Weak-to-Strong Diffusion with Reflection
Lichen Bai, Masashi Sugiyama, Zeke Xie
2025-02-07
Summary
This paper talks about Weak-to-Strong Diffusion (W2SD), a new method for improving AI models that generate images, videos, and other content. W2SD uses the differences between weaker and stronger AI models to make the stronger models even better.
What's the problem?
Current AI models that generate content, like images or videos, often have a gap between what they produce and real-world data. This happens because of limitations in training data, model design, and other factors.
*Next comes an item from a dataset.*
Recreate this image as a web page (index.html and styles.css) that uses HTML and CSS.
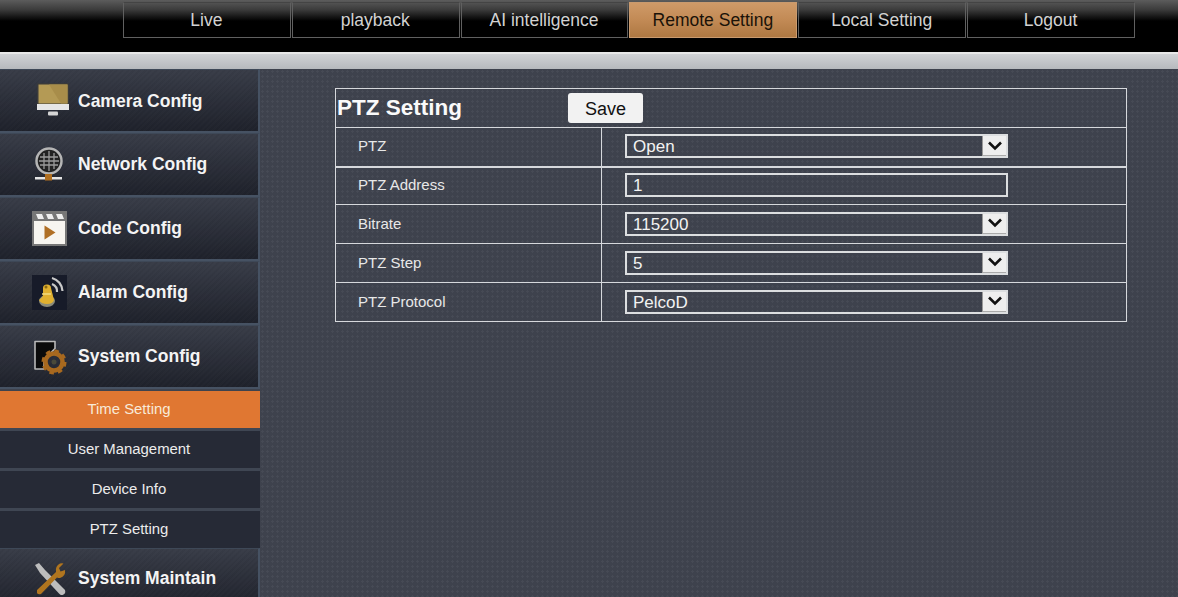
FILE: index.html
```html
<!DOCTYPE html>
<html lang="en">
<head>
<meta charset="utf-8">
<title>PTZ Setting</title>
<link rel="stylesheet" href="styles.css">
</head>
<body>
<header class="topbar">
  <nav class="tabs">
    <a class="tab">Live</a>
    <a class="tab">playback</a>
    <a class="tab">AI intelligence</a>
    <a class="tab active">Remote Setting</a>
    <a class="tab">Local Setting</a>
    <a class="tab">Logout</a>
  </nav>
</header>
<div class="strip"></div>
<div class="main">
  <aside class="sidebar">
    <div class="group first">
      <svg class="ico" viewBox="0 0 36 36"><rect x="5" y="-1" width="32" height="27" rx="1.500" fill="#3a3a3a"/><rect x="6.500" y="0.500" width="29" height="19" fill="#b49a55"/><path d="M17 .5h18.500v19H29z" fill="#a88d4a"/><rect x="5" y="20" width="32" height="6" fill="#e6e6e6"/><rect x="16" y="27.500" width="10" height="4" rx="1" fill="#d5d5d5"/></svg>
      <span>Camera Config</span>
    </div>
    <div class="group">
      <svg class="ico" viewBox="0 0 36 36"><circle cx="17" cy="14" r="12.500" fill="#222" stroke="#b5b5b5" stroke-width="2.500"/><path d="M8 10h18M7 14h20M8 18h18M12 6v16M17 4v20M22 6v16" stroke="#9a9a9a" stroke-width="1.300" fill="none"/><rect x="3" y="30" width="27" height="2.500" fill="#e5e5e5"/><rect x="13" y="27" width="7" height="6.500" fill="#b06f20"/></svg>
      <span>Network Config</span>
    </div>
    <div class="group">
      <svg class="ico" viewBox="0 0 36 36"><rect x="0" y="0" width="35" height="35" fill="#777"/><rect x="2" y="10" width="31" height="23" fill="#f7f5f0"/><path d="M4 3h6l2 5H6zM14 3h6l2 5h-6zM24 3h6l2 5h-6z" fill="#eee"/><path d="M12.500 14.500l11 7-11 7z" fill="#b06f25"/></svg>
      <span>Code Config</span>
    </div>
    <div class="group">
      <svg class="ico" viewBox="0 0 36 36"><rect width="35" height="35" fill="#171b29"/><path d="M20 9a8 8 0 0 1 5 8M20 3a14 14 0 0 1 10.500 13" stroke="#c9c9c9" stroke-width="2.200" fill="none"/><ellipse cx="15" cy="26" rx="8" ry="6" fill="#8b8b7a"/><path d="M11 13q0-3.500 4-3.500t4 3.500l3 12q-1 4-7 4t-8-4q4-3 4-5z" fill="#e0b030"/><path d="M10 19h9" stroke="#f3dc80" stroke-width="1.500"/><circle cx="14" cy="12" r="1.500" fill="#8b6a12"/></svg>
      <span>Alarm Config</span>
    </div>
    <div class="group">
      <svg class="ico" viewBox="0 0 36 36"><path d="M3 2.500h20v7l-5 5-6 6V30H3z" fill="#0b0b0b" stroke="#b8b8b8" stroke-width="1.600" stroke-linejoin="round"/><circle cx="22" cy="23" r="8.500" fill="none" stroke="#a8691f" stroke-width="4.500"/><circle cx="22" cy="23" r="11" fill="none" stroke="#a8691f" stroke-width="3" stroke-dasharray="4.500 4.140"/><circle cx="22" cy="23" r="2.500" fill="#4a4a3a"/></svg>
      <span>System Config</span>
    </div>
    <ul class="sublist">
      <li class="sub current">Time Setting</li>
      <li class="sub">User Management</li>
      <li class="sub">Device Info</li>
      <li class="sub">PTZ Setting</li>
    </ul>
    <div class="group last">
      <svg class="ico" viewBox="0 0 36 36"><path d="M3 4l4-2 6 7 20 20q1 3-1.500 4.500t-4.500-1L8 12z" fill="#bdbdbd"/><path d="M5 29L24 11q-1-6 4-8.500 2-.5 3.500 0L27 7l1.500 3.500L33 9q1 6-5 8-2 0-3-.5L9 33q-3 1-4-1z" fill="#b0751f"/></svg>
      <span>System Maintain</span>
    </div>
  </aside>
  <section class="content">
    <table class="form">
      <colgroup><col class="col-lab"><col></colgroup>
      <tr class="head">
        <th colspan="2"><div class="head-in"><span class="title">PTZ Setting</span><button class="save">Save</button></div></th>
      </tr>
      <tr><td class="lab">PTZ</td><td class="val"><div class="field">Open<span class="arrow"><svg viewBox="0 0 22 22"><path d="M5 7.500l6 6 6-6" fill="none" stroke="#111" stroke-width="2.600"/></svg></span></div></td></tr>
      <tr class="thick"><td class="lab">PTZ Address</td><td class="val"><div class="field">1</div></td></tr>
      <tr><td class="lab">Bitrate</td><td class="val"><div class="field">115200<span class="arrow"><svg viewBox="0 0 22 22"><path d="M5 7.500l6 6 6-6" fill="none" stroke="#111" stroke-width="2.600"/></svg></span></div></td></tr>
      <tr><td class="lab">PTZ Step</td><td class="val"><div class="field">5<span class="arrow"><svg viewBox="0 0 22 22"><path d="M5 7.500l6 6 6-6" fill="none" stroke="#111" stroke-width="2.600"/></svg></span></div></td></tr>
      <tr><td class="lab">PTZ Protocol</td><td class="val"><div class="field">PelcoD<span class="arrow"><svg viewBox="0 0 22 22"><path d="M5 7.500l6 6 6-6" fill="none" stroke="#111" stroke-width="2.600"/></svg></span></div></td></tr>
    </table>
  </section>
</div>
</body>
</html>
```
FILE: styles.css
```css
* { box-sizing: border-box; }
html, body { margin: 0; height: 597px; overflow: hidden; }
body { font-family: "Liberation Sans", Arial, sans-serif; background: #3f434e; color: #fff; }

.topbar {
  height: 52px;
  padding: 2px 0 0 123px;
  background: linear-gradient(#5c5c5c 0, #3a3a3a 10px, #000 21px, #000 100%);
}
.tabs { display: flex; width: 1012px; height: 36px; }
.tab {
  flex: 1;
  display: flex;
  align-items: center;
  justify-content: center;
  border: 1px solid #606060;
  border-top-color: #444;
  margin-right: 1px;
  font-size: 17.500px;
  color: #d2d2d2;
  padding: 1px 1px 0 0;
}
.tab:last-child { margin-right: 0; }
.tab.active {
  background: linear-gradient(#cf9a68 0, #c28a55 50%, #ae7842 100%);
  border-color: #c99a6e;
  color: #1a1208;
}

.strip {
  height: 17px;
  border-top: 2px solid #e8e8e8;
  background: linear-gradient(#d0d2d5, #b6b9bd);
}

.main { display: flex; height: 528px; }

.sidebar { width: 260px; flex: none; }
.group {
  height: 64px;
  display: flex;
  align-items: center;
  gap: 10px;
  padding: 0 0 0 32px;
  border-top: 1px solid #3e4857;
  border-right: 2px solid #465263;
  border-bottom: 2px solid #465263;
  background:
    repeating-linear-gradient(135deg, rgba(255,255,255,.012) 0 2px, rgba(0,0,0,.012) 2px 4px),
    linear-gradient(#383c47, #1e212b);
  font-size: 17.500px;
  font-weight: bold;
  color: #f4f4f4;
}
.ico { width: 36px; height: 36px; flex: none; overflow: visible; }
.group.first { padding-top: 2px; }
.group.last { height: 60px; border-bottom: 0; }

.sublist { list-style: none; margin: 0; padding: 0; }
.sub {
  height: 40px;
  display: flex;
  align-items: center;
  justify-content: center;
  background: #262a36;
  border-bottom: 3px solid #3f4653;
  padding: 0 2px 1px 0;
  font-size: 14.900px;
  color: #ececec;
}
.sub.current { background: #e07732; color: #f8ead8; margin-top: 2px; }
.sub:last-child { border-bottom: 0; height: 37px; }

.content {
  flex: 1;
  padding: 19px 0 0 75px;
  background-color: #3e424d;
  background-image:
    radial-gradient(circle, rgba(255,255,255,.045) 1px, transparent 1.300px);
  background-size: 5px 5px;
}
.form {
  width: 792px;
  border-collapse: collapse;
  table-layout: fixed;
}
.col-lab { width: 266px; }
.form td, .form th { border: 1px solid #d6d8dc; padding: 0; }
.form tr { height: 39px; }
.form tr.thick { height: 38px; }
.thick td { border-top-width: 2px; }
.head th { text-align: left; }
.head-in { display: flex; align-items: center; padding-left: 1px; }
.title { width: 231px; font-size: 22.500px; font-weight: bold; color: #fafafa; }
.save {
  width: 75px;
  height: 30px;
  border: 0;
  border-radius: 3px;
  background: #f2f2f2;
  color: #111;
  font: 18px "Liberation Sans", Arial, sans-serif;
  padding: 3px 0 0;
}
.form .lab { padding: 0 0 2px 22px; font-size: 15px; color: #e8e8e8; }
.form .val { padding: 0 0 1px 23px; }
.field {
  position: relative;
  width: 383px;
  height: 24px;
  border: 2px solid #dcdee0;
  padding-left: 6px;
  font-size: 17px;
  line-height: 21px;
  color: #f2f2f2;
}
.arrow {
  position: absolute;
  top: 0;
  right: 0;
  width: 24px;
  height: 20px;
  background: #eeeeee;
  border-left: 1px solid #999;
  border-bottom: 1px solid #aaa;
  display: flex;
  align-items: center;
  justify-content: center;
}
.arrow svg { width: 22px; height: 22px; }
```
As a result, the generated content might not look as realistic or match user instructions as well as desired.
What's the solution?
The researchers developed W2SD, which compares how weaker and stronger AI models perform and uses this information to improve the stronger model. W2SD uses a process called 'reflection' that alternates between creating and reversing content generation, guided by the differences between models. This helps the AI create content that's closer to real-world data. W2SD is flexible and can be used with different types of AI models and for various kinds of content.
Why it matters?
This research matters because it offers a way to make AI-generated content look more realistic and better match what users want. It can improve things like image quality, how well the AI follows instructions, and overall user satisfaction. W2SD could lead to better AI tools for creating art, videos, and other media, potentially changing how we produce and interact with digital content in fields like entertainment, advertising, and education.
Abstract
The goal of diffusion generative models is to align the learned distribution with the real data distribution through gradient score matching. However, inherent limitations in training data quality, modeling strategies, and architectural design lead to inevitable gap between generated outputs and real data. To reduce this gap, we propose Weak-to-Strong Diffusion (W2SD), a novel framework that utilizes the estimated difference between existing weak and strong models (i.e., weak-to-strong difference) to approximate the gap between an ideal model and a strong model. By employing a reflective operation that alternates between denoising and inversion with weak-to-strong difference, we theoretically understand that W2SD steers latent variables along sampling trajectories toward regions of the real data distribution. W2SD is highly flexible and broadly applicable, enabling diverse improvements through the strategic selection of weak-to-strong model pairs (e.g., DreamShaper vs. SD1.5, good experts vs. bad experts in MoE). Extensive experiments demonstrate that W2SD significantly improves human preference, aesthetic quality, and prompt adherence, achieving SOTA performance across various modalities (e.g., image, video), architectures (e.g., UNet-based, DiT-based, MoE), and benchmarks. For example, Juggernaut-XL with W2SD can improve with the HPSv2 winning rate up to 90% over the original results. Moreover, the performance gains achieved by W2SD markedly outweigh its additional computational overhead, while the cumulative improvements from different weak-to-strong difference further solidify its practical utility and deployability.